Ma se musica e suono convincono, altrettanto importante, in queste due serate al Forte, è la parte visiva, ovvero il light design firmato Theresa Baumgartner. L’artista tedesca si supera, immaginando e portando in scena soluzioni visive mozzafiato, di impatto ma eleganti, alla ricerca di un dialogo con il pubblico più che dell’effetto wow, e uso la parola “dialogo” proprio perché nei non semplicissimi spazi del Forte, le luci si intersecano con noi che siamo giù dal palco, riuscendo a divenire vero e proprio spazio tridimensionale di scenografia.
Foto: La Biennale/Andrea Avezzù
A completare il nostro weekend, il concerto della WDR Sinfonieorchester (diretta da Ilan Volkov), con i brani di Marco Momi (‘Kinderszenen’ commissionato per la Biennale), Beat Furrer (‘Konzert’, prima italiana), e Bernd Alois Zimmermann (‘Sinfonie in einem Satz’). Un’ora emozionante che ci ha portato su tre pianeti diversi, dove abbiamo potuto apprezzare direzioni e soluzioni compositive ed esecutive.
Quello che ci resta, ogni anno ma forse quest’anno di più, è la sensazione di poter spingere la musica oltre i confini stagni di genere, tipi di pubblico, ricettività e sensibilità spesso distanti tra loro. La Biennale è un’istituzione che per sua natura allarga il campo, instaurando un dialogo fatto di esperimenti, tentativi, riflessioni e azzardi. Le stagioni che hanno portato la firma di Lucia Ronchetti hanno evidenziato questa vocazione (e questa missione) generando grandi plausi e grandi discussioni, segno che le acque dello stagno sono state increspate, ed è sempre cosa buona e giusta, sana, doverosa, quando abbiamo a che fare l’arte.

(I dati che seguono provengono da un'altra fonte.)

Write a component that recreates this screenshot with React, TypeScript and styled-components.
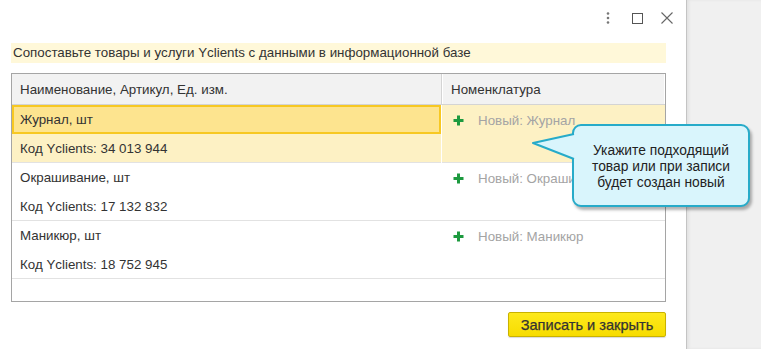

Perché anche in un ambiente colto e preparato come quello del pubblico della Biennale, è facile cadere in un autoreferenziale consevatorismo che porta a certe scatole mentali che diventano impermeabili a novità e contaminazioni. Invece, da Autechre a Brian Eno a Tim Hecker, per fare tre nomi “memorabili” di queste edizioni, abbiamo assistito a un’evoluzione importante e intrigante dei cartelloni della Biennale Musica. E siamo certi che il passaggio di testimone verso la direzione di Caterina Barbieri, in carica dal 2025, proseguirà questo discorso e lo farà ulteriormente fiorire.